10 Best Times TV Characters Returned From The Dead

2. Sherlock - Sherlock

Jon Snow Shocked
BBC Studios

The BBC's Sherlock is a brilliantly frustrating case study in onscreen resurrection.

While the detective's "death" only lasts for a matter of minutes - with Sherlock's survival being revealed in the final seconds of The Reichenbach Fall - the two years between the second and third seasons were rife with desperately far-fetched theories as to how he denied the Reaper.

Framed as a fraud by Moriarty, Sherlock was posed with an impossible choice in the second season finale. The detective must hurl himself from the roof of St. Bartholomew's Hospital, or his tormenter will have every person that Sherlock holds dear murdered, with assassins standing by.

Sherlock's emotionally-loaded farewell to John seconds before his jump lent an air of mournful authenticity to proceedings. As paramedics scraped Holmes' bloodied remains off the pavement, viewers were left with one question: how the hell does one survive a multi-story swan-dive onto concrete?

Ultimately, Sherlock is maddeningly vague concerning the answer that fans were dying to find out.
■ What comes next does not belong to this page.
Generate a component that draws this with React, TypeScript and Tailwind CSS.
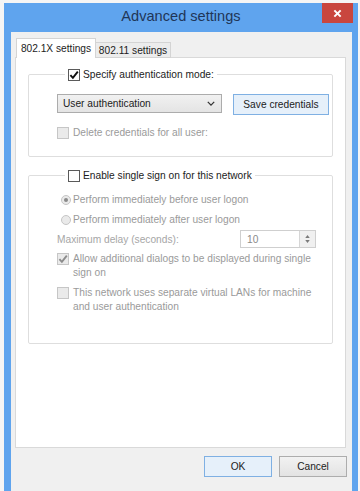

The following episode depicts a number of increasingly fantastical theories, later shown to be the musings of a guilt-stricken Philip Anderson following Sherlock's perceived suicide.

While Sherlock eventually confides what he claims to be the unbelievable truth behind his survival to Anderson himself, the tongue-in-cheek manner of his revelation means that audiences are ultimately left questioning the legitimacy of his explanation.